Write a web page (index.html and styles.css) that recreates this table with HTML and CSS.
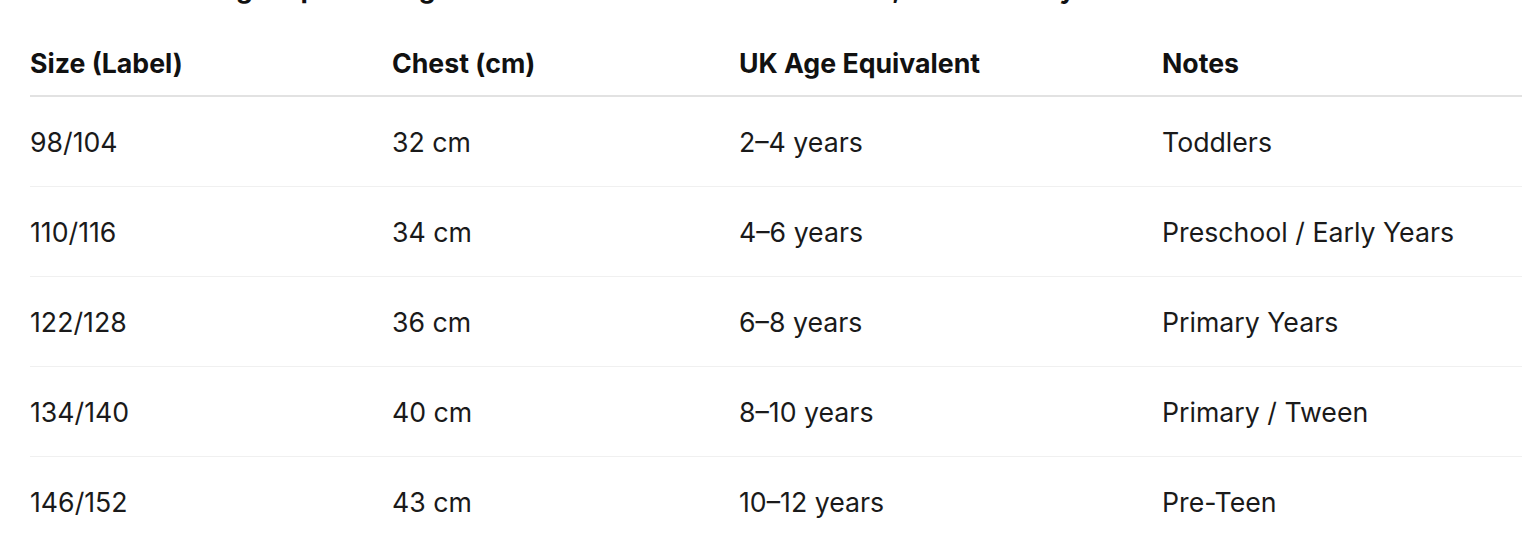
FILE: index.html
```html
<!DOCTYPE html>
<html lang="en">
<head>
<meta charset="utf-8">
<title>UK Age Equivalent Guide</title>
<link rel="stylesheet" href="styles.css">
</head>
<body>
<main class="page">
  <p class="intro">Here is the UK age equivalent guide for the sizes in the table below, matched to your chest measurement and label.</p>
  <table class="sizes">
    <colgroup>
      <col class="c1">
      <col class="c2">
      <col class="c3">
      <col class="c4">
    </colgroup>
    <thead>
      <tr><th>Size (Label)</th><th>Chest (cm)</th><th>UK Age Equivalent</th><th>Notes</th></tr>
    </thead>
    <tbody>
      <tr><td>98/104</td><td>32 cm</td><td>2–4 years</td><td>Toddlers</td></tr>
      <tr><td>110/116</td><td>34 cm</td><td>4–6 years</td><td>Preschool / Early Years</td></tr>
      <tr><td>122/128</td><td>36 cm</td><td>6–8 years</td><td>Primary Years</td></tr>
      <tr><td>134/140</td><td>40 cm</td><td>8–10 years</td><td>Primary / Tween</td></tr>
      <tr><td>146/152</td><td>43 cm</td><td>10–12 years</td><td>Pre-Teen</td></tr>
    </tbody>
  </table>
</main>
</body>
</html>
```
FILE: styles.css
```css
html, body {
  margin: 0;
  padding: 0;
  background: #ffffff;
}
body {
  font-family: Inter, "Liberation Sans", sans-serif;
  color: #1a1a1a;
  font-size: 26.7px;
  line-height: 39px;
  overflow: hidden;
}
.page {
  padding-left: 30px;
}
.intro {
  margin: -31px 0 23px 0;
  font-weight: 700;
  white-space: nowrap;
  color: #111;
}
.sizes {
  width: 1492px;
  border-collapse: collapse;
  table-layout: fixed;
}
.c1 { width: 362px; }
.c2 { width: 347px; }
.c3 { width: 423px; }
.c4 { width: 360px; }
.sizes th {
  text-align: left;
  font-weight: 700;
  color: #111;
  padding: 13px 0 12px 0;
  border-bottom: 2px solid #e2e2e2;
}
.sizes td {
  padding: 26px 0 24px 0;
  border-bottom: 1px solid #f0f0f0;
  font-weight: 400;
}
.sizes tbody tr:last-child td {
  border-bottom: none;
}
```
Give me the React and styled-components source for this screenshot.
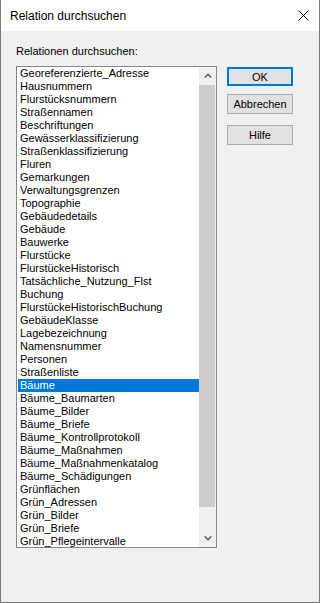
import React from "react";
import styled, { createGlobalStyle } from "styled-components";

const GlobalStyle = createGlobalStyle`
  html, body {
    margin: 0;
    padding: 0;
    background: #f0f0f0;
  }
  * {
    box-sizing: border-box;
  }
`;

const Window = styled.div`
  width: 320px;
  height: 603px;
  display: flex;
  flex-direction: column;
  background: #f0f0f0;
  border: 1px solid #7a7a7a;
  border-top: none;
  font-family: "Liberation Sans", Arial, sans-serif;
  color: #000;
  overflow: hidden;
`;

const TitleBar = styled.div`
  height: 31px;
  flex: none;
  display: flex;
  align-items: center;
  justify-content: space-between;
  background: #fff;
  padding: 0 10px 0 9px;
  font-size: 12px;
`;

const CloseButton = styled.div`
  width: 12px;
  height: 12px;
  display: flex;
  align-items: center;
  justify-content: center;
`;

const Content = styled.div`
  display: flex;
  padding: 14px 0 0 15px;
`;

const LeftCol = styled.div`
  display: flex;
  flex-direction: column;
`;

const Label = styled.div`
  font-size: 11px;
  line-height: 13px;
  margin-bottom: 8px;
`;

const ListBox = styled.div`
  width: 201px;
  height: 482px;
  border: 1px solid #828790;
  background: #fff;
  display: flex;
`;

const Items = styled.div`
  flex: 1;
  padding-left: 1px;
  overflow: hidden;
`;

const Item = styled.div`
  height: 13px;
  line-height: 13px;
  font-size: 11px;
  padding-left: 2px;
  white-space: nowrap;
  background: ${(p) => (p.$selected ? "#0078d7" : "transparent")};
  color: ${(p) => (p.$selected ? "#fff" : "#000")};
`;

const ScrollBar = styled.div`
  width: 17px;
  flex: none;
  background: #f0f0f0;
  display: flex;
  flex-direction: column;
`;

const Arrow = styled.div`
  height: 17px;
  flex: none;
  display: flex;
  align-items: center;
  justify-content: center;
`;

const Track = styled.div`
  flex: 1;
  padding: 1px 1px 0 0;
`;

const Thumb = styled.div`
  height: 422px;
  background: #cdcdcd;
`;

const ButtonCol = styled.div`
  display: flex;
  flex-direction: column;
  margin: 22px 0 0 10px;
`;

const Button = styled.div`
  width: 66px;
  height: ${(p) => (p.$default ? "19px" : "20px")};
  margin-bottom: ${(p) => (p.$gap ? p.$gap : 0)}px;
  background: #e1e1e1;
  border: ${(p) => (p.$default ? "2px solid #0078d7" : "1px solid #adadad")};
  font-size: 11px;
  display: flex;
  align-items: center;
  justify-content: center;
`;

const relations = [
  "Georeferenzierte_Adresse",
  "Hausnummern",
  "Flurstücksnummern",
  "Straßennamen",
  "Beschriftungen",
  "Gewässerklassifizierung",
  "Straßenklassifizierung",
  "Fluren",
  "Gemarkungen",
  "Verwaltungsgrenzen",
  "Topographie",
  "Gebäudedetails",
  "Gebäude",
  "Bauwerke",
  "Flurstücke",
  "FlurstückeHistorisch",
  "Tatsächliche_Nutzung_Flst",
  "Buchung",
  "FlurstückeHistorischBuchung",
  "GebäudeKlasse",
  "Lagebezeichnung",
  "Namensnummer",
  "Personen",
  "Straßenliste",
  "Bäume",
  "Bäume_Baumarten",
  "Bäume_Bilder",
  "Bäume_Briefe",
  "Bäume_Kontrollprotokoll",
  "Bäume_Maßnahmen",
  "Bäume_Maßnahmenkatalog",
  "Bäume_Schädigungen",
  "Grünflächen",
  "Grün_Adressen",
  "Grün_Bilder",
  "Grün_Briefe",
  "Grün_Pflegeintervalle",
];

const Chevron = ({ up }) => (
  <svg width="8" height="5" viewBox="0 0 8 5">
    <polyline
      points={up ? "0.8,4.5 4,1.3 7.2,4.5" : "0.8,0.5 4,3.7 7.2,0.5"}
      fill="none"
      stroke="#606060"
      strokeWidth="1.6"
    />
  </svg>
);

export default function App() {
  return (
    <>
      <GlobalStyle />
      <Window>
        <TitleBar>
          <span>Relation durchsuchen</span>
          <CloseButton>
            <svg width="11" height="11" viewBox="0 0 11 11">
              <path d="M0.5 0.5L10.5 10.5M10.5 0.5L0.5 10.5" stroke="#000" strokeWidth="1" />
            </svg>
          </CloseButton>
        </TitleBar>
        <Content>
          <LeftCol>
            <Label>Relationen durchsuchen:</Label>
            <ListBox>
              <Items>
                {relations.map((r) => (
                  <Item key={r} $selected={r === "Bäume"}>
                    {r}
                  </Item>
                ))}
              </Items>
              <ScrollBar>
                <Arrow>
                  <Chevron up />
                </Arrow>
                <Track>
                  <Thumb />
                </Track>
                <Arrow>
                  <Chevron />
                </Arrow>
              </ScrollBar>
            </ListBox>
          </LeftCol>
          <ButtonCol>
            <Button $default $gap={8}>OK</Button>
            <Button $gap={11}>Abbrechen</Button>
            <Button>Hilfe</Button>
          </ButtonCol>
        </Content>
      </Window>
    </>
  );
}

- - - -

-- WORK TO BE COMPLETED --
Count the lines of the material that include the word "React", then report only the total.

-- FULL OUTPUT --
2